Ekonomi
Güldem Atabay: Nakit bütçe açığı patladı, seçim ekonomisi faiz artışı olarak dönecek
Eğer 2026’da tek haneli TÜFE enflasyonu ciddiye almamız gereken bir hedefse, faiz artışlarının devamı yanında seçici sıkı maliye politikasının da devreye etkin şekilde girmesi gerekli.
Seçim kazanmak için bütçe kapakları sonuna kadar açılıyor. Hazine tarafından açıklanan Ocak 2024 nakit bazlı bütçe açığı 206 milyar TL ile geçen sene ocak ayında kaydedilen 54,3 milyarın kabaca dört katına kadar genişlemiş durumda. Aşağıdaki grafikten durumun vahameti çok daha çarpıcı şekilde görülüyor zaten.
Detaylarda, gelirlerdeki artış yıllık %113,5 olurken, harcamalardaki büyüme %140’la sıkı maliye politikasının uzağına bile yaklaşmadığımızı gösteriyor. Faiz dışı harcamalardaki artış %121 olurken faiz harcamaları değer kaybeden TL ve artan faizler eşliğinde %439 gibi olağanüstü bir seviyede.
Hazine’nin bu açığın finansmanında iç borçlanma yanında bir süredir artan mevduat hesabını kullandığını izliyoruz.
TCMB Başkan değişimi ile Şimşek tarafından bir kez daha dezenflasyon sürecine bağlılık ilan edildi. Ancak maliye politikası ile para politikasının hedefleri arasında hiç uyum yok. Bu sürece yerel seçim öncesi beklenen mali genişleme olarak bakmak ise çok tatmin edici bir yaklaşım olmaz. Çünkü, maliye politikasında harcama kısmadan enflasyon açısından atılan hesapsız adımlar, önce Temmuz 2023’te yapılan yüksek vergi artışları arkasından Ocak 2024’te yapılan kamu fiyatlarındaki ayarlama zaten enflasyona önemli bir ivme vermiş durumda.
Bu ivmeyle Mayıs 2024’te TÜFE enflasyonunu %70 bekleyen TCMB, ilk çeyrek harcama tablosu karşısında sene sonu %36 beklentisini er ya da geç yükseltmek zorunda kalacak. Büyük olasılıkla Mayıs zirvesi daha yüksekte oluşacak, yılın 3. Enflasyon Raporunda TCMB sene sonu beklentisini %45 üzerine çekecek.

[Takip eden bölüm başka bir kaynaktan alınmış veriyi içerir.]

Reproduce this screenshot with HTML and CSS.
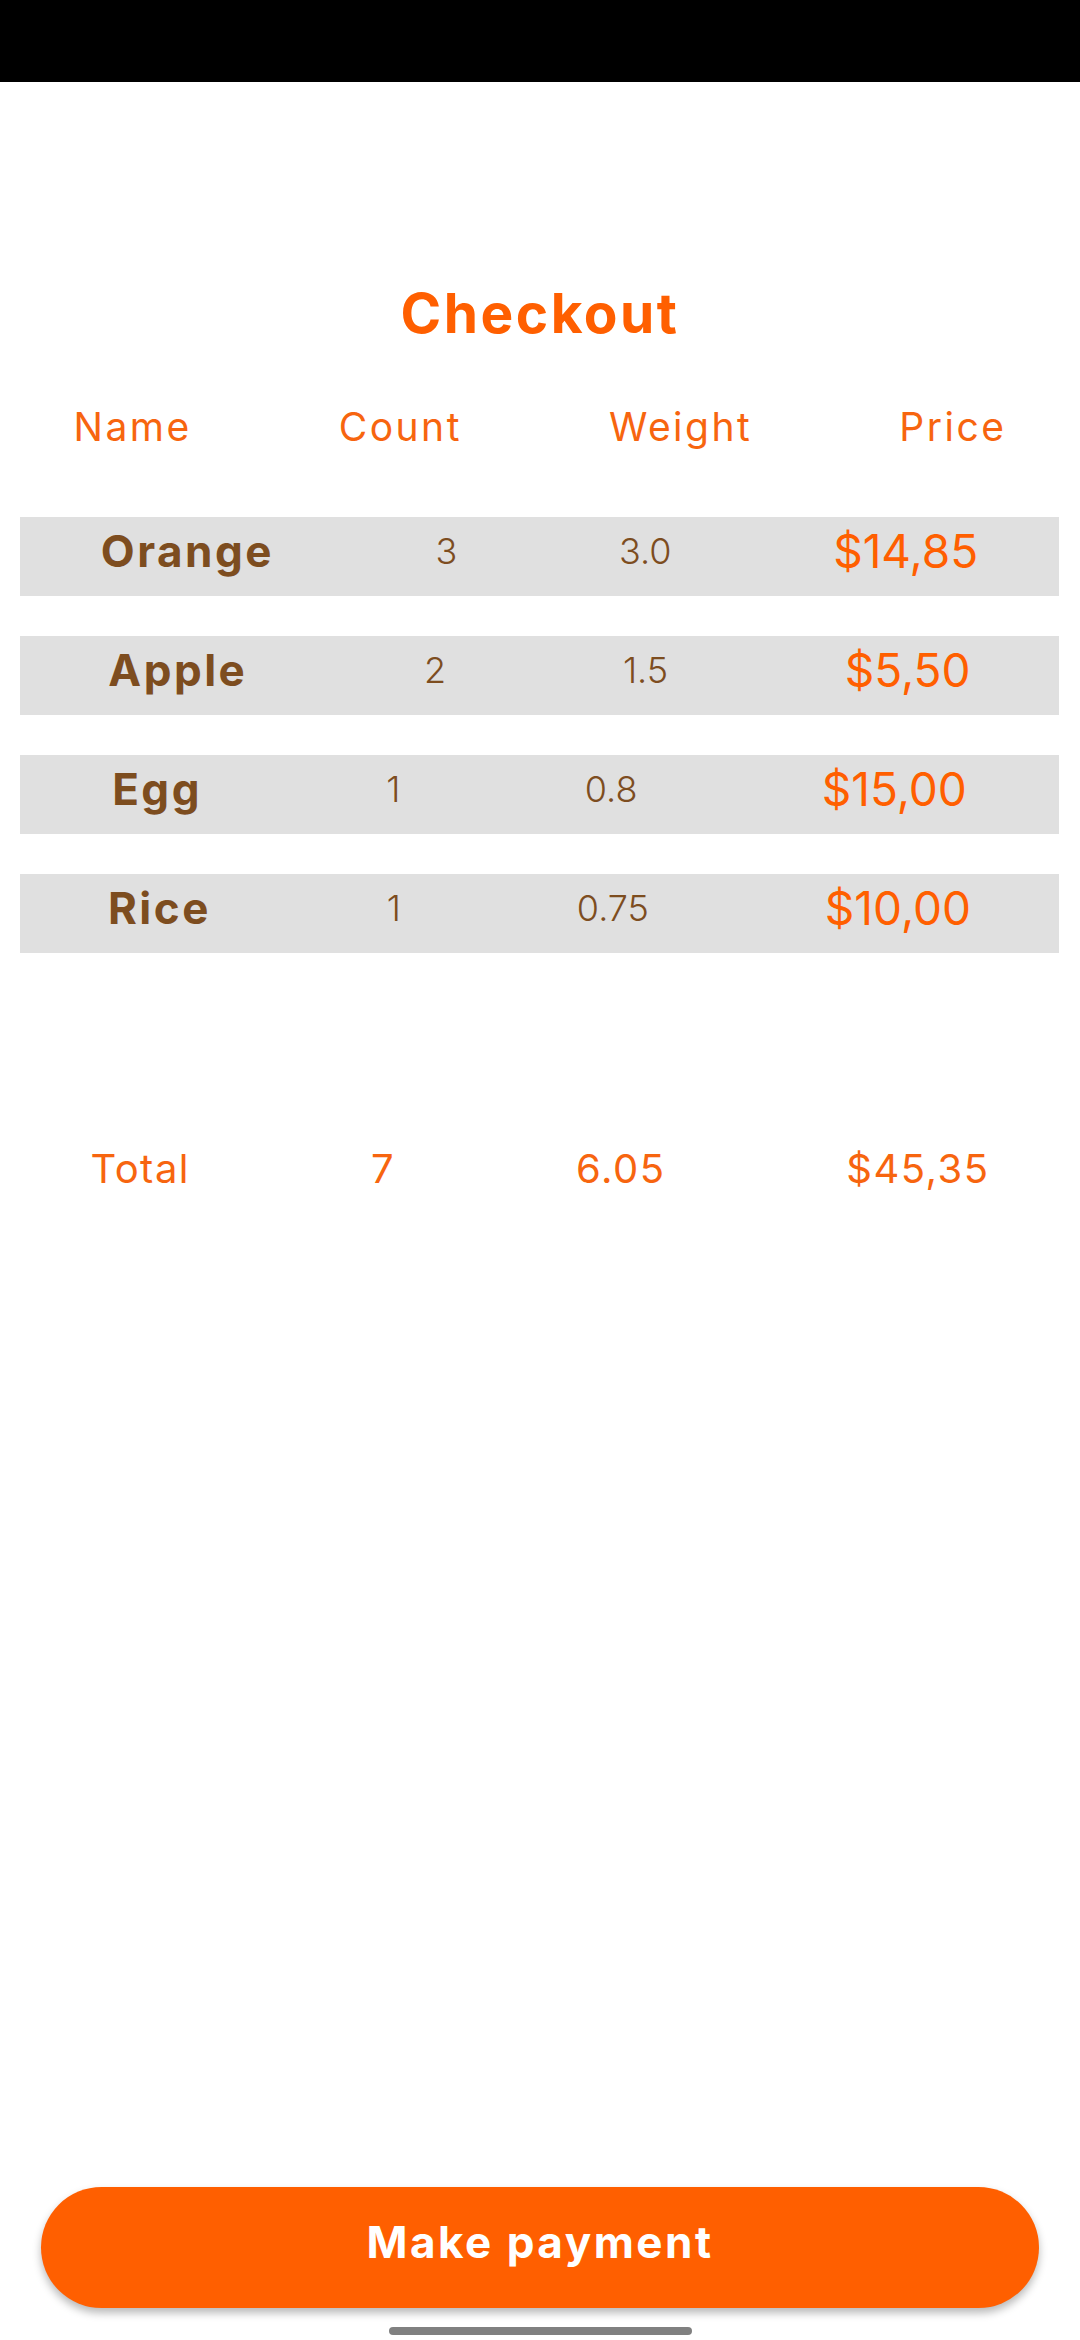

Eğer işlerin bu şekilde ilerlemesini istemiyorsa ve yeni Başkan Karahan’ın Şimşek’in yarattığı alanla dezenflasyonla mücadeleyi likidite yönetiminden öteye güçlendirecek niyeti gerçekten varsa, yerel seçimlerin hemen ardından politika faizini %45’ten %50-55 aralığına çekmek durumunda kalacak.
Eğer 2026’da gerçekten tek haneli TÜFE enflasyonu ciddiye almamız gereken bir hedefse, hatta 2025 sonu %14 TÜFE enflasyonu konusunda dahi ciddiyet varsa hükümet açısından para politikası faiz artışlarının devamı yanında seçici sıkı maliye politikasının da devreye etkin şekilde girmesi gerekli.
Daha fazla vergi artışı ya da vergiyi daha fazla tabana yaymak bu aşamadan sonra enflasyonla mücadelede ters yönde etki yapmakta. Bütçe açığını daraltarak enflasyonla mücadeleye katkı vermenin yolu daha fazla vergi artışları üzerinden değil, deprem hariç cari harcamaları kısıtlayıcı önlemler üzerinden gelmek zorunda. Servet açısından vergisel adımlar eşlik etmek durumunda. Deprem giderleri hariç faiz dışı fazla vermenin kamunun gündemine girmesi gerekiyor. Yerel seçim ardından gelecek dönemde bu adımların atılması için uygun bir zaman olsa da politik açıdan ne kadar arzu edildiği ayrı bir tartışma konusu.